Pada Februari 1948, Sjahrir membangun Partai Sosialis Indonesia (PSI), partai yang diisi kaum cerdik-cendekia. Rosihan tak pernah secara formal menjadi anggotanya. Tapi, pada Pemilu 1955, karena hendak maju menjadi anggota Konstituante, Rosihan masuk PSI.
Sosialisme sejatinya memikat sejak remaja ketika Rosihan ngekos di rumah gurunya di AMS A. Rumah itu penuh dengan buku, termasuk buku-buku tentang sosialisme. Dari buku-buku itu, ia meyakini, sosialisme berpihak dan membela martabat kemanusiaan.
Dalam buku Ditugaskan Sejarah: Perjuangan “Merdeka” 1945-1985, persimpangan ideologis itu ditegaskan juga. Bagi Merdeka (baca: BM Diah), kerakyatan universal yang dianutnya tidak sama dengan sosialisme kerakyatan yang dianut Sjahrir dan kelompoknya. Juga soal pemerintahan parlementer yang memisahkan kepala negara dan kepala pemerintahan: Merdeka menentang, kelompok Sjahrir mendorong.
Rosihan mengakui kecocokan ideologis dengan Sjahrir.
“Setelah membaca Perjuangan Kita, saya membaca buku Sjahrir lain yang waktu itu baru terbit di Negeri Belanda itu ialah Indonesische Overpeinzingen (Renungan Indonesia). Sjahrir tampil di situ sebagai orang yang menggunakan ratio dan akal sehat dengan sebaik-baiknya dalam menghadapi berbagai persoalan,” kata Rosihan di Menulis dalam Air.
Lepas dari Merdeka, Rosihan mendirikan majalah mingguan politik dan budaya. Bantuan datang dari Kementerian Penerangan RI berupa beberapa rim kertas yang cukup untuk empat edisi dan uang 3.000 rupiah. Mulai terbit pada 4 Januari 1947, nama majalah tersebut adalah Siasat. Rosihan menjadi pemimpin redaksi; di dewan redaksi ada Soedjatmoko, Sutomo, Gadis Rasid, dan Abu Bakar Lubis.
Tapi kiranya tak berlebihan jika menyebut cinta utama Rosihan adalah Pedoman.
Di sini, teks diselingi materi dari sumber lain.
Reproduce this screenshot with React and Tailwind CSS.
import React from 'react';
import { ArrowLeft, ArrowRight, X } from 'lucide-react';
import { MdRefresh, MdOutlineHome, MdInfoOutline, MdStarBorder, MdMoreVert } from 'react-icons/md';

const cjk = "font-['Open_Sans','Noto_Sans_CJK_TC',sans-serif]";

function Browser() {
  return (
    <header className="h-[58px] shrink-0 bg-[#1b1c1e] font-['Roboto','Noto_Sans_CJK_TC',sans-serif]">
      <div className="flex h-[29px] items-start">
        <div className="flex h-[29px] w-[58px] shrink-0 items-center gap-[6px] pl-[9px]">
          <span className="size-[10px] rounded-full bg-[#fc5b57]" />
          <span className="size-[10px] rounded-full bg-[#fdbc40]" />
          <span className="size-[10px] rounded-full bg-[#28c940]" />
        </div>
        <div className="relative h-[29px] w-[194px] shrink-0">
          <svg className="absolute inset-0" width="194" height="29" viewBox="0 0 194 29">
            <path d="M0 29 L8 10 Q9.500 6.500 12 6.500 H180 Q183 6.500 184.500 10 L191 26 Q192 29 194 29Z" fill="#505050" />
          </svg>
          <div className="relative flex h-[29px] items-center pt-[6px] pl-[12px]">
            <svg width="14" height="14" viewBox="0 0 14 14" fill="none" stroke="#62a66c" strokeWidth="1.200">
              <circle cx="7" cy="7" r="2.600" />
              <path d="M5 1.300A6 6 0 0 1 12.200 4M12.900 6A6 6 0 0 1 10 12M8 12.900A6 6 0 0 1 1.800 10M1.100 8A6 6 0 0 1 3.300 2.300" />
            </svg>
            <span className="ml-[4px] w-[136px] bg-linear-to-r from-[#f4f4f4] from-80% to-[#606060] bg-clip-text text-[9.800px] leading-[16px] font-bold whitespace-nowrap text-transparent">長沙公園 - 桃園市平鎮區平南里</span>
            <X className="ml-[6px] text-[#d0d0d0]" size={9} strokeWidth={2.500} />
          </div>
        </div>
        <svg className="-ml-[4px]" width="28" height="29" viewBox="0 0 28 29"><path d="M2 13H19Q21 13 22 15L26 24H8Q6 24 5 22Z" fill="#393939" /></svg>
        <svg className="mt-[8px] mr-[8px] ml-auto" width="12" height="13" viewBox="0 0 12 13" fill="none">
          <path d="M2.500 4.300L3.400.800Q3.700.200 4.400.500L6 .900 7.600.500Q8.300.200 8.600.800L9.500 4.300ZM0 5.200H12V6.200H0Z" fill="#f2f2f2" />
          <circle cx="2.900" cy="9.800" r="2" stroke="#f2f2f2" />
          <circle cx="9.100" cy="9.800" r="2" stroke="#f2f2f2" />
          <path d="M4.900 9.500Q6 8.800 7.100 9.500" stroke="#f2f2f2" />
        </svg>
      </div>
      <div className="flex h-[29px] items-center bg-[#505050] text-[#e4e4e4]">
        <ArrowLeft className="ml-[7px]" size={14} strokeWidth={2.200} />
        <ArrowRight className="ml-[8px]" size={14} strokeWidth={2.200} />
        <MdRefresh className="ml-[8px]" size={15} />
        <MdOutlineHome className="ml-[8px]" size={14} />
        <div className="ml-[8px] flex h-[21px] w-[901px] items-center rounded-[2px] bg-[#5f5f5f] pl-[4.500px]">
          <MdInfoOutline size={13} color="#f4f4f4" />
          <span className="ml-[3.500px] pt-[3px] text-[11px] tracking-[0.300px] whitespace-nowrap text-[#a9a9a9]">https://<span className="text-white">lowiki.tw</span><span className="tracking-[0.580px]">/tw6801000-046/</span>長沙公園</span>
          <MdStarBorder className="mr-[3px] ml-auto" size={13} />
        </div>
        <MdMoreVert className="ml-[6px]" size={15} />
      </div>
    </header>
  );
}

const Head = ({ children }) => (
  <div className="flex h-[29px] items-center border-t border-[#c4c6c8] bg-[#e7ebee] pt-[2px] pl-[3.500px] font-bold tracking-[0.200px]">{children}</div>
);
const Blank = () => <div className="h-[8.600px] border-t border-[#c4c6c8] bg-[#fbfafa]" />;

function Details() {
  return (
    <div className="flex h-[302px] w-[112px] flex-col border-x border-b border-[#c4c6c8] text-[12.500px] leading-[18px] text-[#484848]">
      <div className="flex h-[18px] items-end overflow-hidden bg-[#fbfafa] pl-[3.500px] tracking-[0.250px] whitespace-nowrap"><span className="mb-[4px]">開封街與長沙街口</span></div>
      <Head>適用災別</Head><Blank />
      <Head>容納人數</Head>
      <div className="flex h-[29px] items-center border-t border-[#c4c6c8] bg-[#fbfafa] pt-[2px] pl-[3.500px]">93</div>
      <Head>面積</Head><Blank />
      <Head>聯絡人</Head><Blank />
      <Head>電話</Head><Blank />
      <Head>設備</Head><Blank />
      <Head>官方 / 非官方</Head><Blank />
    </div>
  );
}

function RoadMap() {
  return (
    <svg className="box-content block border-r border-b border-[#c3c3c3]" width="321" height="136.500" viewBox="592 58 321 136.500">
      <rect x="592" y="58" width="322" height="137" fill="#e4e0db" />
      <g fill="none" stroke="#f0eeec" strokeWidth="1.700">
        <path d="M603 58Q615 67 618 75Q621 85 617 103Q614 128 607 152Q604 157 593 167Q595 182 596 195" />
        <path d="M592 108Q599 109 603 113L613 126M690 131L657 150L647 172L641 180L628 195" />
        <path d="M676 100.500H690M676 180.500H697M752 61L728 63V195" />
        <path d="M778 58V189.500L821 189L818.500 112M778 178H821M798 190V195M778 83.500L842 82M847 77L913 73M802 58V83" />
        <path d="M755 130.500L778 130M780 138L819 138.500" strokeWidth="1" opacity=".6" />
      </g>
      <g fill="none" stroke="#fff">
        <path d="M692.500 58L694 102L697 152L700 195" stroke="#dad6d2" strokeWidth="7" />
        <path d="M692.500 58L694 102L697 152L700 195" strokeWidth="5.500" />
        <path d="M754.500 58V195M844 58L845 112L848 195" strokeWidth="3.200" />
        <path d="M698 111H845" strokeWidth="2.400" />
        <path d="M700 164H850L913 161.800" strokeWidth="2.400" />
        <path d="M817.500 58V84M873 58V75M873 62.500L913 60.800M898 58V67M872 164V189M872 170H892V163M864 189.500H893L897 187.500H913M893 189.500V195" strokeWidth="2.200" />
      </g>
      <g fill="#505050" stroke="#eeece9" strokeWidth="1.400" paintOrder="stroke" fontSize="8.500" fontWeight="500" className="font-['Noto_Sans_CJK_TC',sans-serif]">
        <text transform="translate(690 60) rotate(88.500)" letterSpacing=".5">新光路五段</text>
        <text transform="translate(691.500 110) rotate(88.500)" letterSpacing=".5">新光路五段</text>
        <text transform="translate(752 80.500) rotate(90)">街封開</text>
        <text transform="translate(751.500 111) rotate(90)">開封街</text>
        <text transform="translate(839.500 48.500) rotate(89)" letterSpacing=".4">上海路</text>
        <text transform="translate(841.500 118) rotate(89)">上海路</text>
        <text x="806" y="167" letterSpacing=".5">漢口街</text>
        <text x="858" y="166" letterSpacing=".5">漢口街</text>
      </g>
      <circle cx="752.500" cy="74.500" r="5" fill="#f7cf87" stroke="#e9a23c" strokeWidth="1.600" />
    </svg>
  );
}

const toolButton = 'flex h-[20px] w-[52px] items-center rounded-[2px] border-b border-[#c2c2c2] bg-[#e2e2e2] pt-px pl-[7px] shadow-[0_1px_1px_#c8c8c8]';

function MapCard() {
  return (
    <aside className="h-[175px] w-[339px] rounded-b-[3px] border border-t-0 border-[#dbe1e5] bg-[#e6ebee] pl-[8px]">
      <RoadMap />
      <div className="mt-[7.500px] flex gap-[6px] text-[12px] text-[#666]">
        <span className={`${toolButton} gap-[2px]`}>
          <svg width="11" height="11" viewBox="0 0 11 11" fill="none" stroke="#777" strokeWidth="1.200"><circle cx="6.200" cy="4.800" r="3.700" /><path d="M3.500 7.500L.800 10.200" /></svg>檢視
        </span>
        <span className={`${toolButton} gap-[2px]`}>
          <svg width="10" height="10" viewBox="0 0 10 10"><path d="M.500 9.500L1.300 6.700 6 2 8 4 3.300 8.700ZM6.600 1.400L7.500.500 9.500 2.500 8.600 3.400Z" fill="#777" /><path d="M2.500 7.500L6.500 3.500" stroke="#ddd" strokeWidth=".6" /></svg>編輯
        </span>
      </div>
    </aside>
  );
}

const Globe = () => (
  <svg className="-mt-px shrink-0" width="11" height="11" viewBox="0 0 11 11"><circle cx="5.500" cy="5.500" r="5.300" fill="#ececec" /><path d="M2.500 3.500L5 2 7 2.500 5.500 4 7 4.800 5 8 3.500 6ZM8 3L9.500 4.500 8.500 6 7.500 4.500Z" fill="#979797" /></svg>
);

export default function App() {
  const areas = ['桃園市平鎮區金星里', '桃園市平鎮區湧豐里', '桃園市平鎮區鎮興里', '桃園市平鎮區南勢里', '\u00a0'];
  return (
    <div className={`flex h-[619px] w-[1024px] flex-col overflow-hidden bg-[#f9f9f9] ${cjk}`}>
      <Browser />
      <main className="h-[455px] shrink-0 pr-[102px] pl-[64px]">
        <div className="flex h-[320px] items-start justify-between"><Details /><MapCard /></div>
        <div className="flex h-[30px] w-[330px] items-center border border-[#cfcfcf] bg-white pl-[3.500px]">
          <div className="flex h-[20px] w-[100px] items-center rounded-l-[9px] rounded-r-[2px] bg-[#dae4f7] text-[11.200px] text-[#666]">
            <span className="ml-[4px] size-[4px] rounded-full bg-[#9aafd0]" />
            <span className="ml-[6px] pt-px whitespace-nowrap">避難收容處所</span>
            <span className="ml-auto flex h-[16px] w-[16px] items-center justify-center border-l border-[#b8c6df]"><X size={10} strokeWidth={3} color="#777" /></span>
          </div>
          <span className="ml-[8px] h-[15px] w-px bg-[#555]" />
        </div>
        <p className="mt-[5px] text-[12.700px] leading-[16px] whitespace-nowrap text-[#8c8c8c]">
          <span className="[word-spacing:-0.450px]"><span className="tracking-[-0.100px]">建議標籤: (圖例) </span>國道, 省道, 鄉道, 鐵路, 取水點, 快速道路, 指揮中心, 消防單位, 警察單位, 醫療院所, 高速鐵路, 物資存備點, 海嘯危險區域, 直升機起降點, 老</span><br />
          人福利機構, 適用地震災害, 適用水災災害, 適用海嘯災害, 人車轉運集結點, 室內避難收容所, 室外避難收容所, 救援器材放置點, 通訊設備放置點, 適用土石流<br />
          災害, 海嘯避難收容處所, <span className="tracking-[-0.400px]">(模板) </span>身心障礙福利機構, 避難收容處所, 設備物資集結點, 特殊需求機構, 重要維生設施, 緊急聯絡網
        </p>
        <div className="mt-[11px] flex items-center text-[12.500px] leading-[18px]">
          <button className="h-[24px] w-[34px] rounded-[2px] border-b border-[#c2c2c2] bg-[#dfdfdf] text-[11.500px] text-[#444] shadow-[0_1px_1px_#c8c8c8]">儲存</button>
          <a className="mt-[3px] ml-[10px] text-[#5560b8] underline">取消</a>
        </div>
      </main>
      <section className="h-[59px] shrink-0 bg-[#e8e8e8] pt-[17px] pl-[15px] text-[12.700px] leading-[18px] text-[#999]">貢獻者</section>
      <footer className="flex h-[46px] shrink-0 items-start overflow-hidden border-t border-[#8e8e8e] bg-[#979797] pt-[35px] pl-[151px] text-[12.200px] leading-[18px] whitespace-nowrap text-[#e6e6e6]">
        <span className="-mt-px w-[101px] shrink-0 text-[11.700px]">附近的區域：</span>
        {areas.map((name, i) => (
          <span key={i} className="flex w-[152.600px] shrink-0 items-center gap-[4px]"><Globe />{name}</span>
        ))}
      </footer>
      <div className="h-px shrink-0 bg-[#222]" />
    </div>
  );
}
Bermula dari 3.000 eksemplar, konon Pedoman mencapai puncak saat beredar 48.000 eksemplar pada 1956. Sebagai perbandingan, koran hebat lain pada masa Orde Lama, yaitu Indonesia Raya di bawah Mochtar Lubis, bertiras 47.500 saat dibredel pada 1958. Sementara Harian Rakjat yang berkoneksi ke PKI bertiras paling tinggi: 55.000 (Beberapa Segi Perkembangan Sejarah Pers di Indonesia, Penerbit Buku Kompas, 2002).
Ketika menentukan status hukum Pedoman, Rosihan coba konsisten soal prinsip kolektivitas dan kepemilikan bersama. “Saya tidak menghendaki cara-cara yang dulu ditempuh di Merdeka. Akan tetapi, dengan demikian hilanglah pula kesempatan bagi saya untuk menjadi pemilik tunggal surat kabar, dan juga kesempatan membuat uang bagi diri sendiri,” tulis Rosihan di Menulis dalam Air.
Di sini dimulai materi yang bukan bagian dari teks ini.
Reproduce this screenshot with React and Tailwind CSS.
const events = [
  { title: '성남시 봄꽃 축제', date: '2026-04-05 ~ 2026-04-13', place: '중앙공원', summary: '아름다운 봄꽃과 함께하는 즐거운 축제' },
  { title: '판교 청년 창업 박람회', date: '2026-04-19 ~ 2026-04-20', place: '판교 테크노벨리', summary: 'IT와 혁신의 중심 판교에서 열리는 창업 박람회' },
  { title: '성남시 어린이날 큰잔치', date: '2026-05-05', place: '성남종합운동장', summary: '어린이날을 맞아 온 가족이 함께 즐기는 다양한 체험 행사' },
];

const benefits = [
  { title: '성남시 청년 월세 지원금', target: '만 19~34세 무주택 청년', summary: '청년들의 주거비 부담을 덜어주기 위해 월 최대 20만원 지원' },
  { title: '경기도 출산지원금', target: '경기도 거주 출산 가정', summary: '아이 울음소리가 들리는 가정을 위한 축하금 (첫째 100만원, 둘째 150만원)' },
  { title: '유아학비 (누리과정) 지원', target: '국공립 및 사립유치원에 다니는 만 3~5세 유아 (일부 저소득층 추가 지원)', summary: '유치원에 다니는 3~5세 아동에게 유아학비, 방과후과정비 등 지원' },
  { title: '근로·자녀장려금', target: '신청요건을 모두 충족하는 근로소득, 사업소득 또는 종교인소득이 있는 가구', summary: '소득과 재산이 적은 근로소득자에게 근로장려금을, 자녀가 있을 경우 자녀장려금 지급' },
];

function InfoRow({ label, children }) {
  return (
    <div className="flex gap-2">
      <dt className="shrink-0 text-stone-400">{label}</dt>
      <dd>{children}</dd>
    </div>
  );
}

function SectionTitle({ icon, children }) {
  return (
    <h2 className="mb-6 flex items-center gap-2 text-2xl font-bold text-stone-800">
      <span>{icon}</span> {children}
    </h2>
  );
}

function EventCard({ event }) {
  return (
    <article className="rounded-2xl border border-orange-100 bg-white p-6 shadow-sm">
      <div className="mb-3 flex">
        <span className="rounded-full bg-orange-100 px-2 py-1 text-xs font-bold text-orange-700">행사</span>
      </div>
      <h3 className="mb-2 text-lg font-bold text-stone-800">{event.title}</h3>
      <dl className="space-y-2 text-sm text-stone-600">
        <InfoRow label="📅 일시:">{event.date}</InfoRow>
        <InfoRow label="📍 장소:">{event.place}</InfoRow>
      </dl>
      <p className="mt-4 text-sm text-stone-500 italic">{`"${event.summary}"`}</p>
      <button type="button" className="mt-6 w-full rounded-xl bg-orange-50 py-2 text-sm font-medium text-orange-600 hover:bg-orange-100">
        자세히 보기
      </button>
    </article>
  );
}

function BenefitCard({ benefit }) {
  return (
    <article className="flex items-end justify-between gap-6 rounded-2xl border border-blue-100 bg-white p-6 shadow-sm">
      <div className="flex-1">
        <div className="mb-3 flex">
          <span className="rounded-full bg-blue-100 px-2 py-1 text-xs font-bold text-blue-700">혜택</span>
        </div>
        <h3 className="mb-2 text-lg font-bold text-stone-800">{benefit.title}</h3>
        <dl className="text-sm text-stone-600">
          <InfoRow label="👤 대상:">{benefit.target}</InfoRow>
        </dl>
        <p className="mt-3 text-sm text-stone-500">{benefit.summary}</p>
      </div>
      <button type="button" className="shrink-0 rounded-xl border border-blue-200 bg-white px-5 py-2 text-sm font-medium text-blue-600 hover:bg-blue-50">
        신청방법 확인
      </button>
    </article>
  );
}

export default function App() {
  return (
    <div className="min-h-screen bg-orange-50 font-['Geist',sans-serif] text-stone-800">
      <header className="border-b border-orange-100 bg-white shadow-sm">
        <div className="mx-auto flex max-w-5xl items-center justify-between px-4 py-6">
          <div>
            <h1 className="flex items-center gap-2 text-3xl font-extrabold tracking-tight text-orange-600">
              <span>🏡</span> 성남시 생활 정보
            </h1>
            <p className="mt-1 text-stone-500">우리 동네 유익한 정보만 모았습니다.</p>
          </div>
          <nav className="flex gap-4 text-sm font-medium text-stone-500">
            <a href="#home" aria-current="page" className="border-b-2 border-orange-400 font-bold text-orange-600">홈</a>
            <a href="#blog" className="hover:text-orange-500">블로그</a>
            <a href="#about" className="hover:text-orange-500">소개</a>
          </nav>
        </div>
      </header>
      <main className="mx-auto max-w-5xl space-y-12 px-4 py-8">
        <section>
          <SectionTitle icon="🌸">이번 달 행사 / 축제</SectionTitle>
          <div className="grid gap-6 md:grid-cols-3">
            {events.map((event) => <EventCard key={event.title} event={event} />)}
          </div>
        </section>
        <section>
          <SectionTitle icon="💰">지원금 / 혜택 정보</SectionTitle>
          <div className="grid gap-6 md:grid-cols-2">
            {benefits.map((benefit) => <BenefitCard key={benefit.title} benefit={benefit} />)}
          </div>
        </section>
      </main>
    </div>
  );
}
Dua kali Pedoman diberedel oleh bangsa sendiri, 1961 dan 1974 – di sana ia mesti menghadapi kekuasaan yang jauh lebih besar ketimbang BM Diah. Koran itu sepanjang hayat dicap sebagai “Koran PSI”. Rosihan sendiri gagal masuk Konstituante. Selanjutnya ia tetap memeluk teguh sosialisme namun tak menginduk pada satu partai politik pun.
Berkat Pedoman, Rosihan dicatat dengan tinta emas di sejarah pers Indonesia, digolongkan secara terhormat dalam Angkatan 45, setara dengan nama seperti BM Diah, Mochtar Lubis, dan Suardi Tasrif. Entah siapa yang memulai, belakangan ia juga dijuluki “Ayatullah Pers Indonesia” – merujuk pada sebutan pemimpin spiritual di Iran.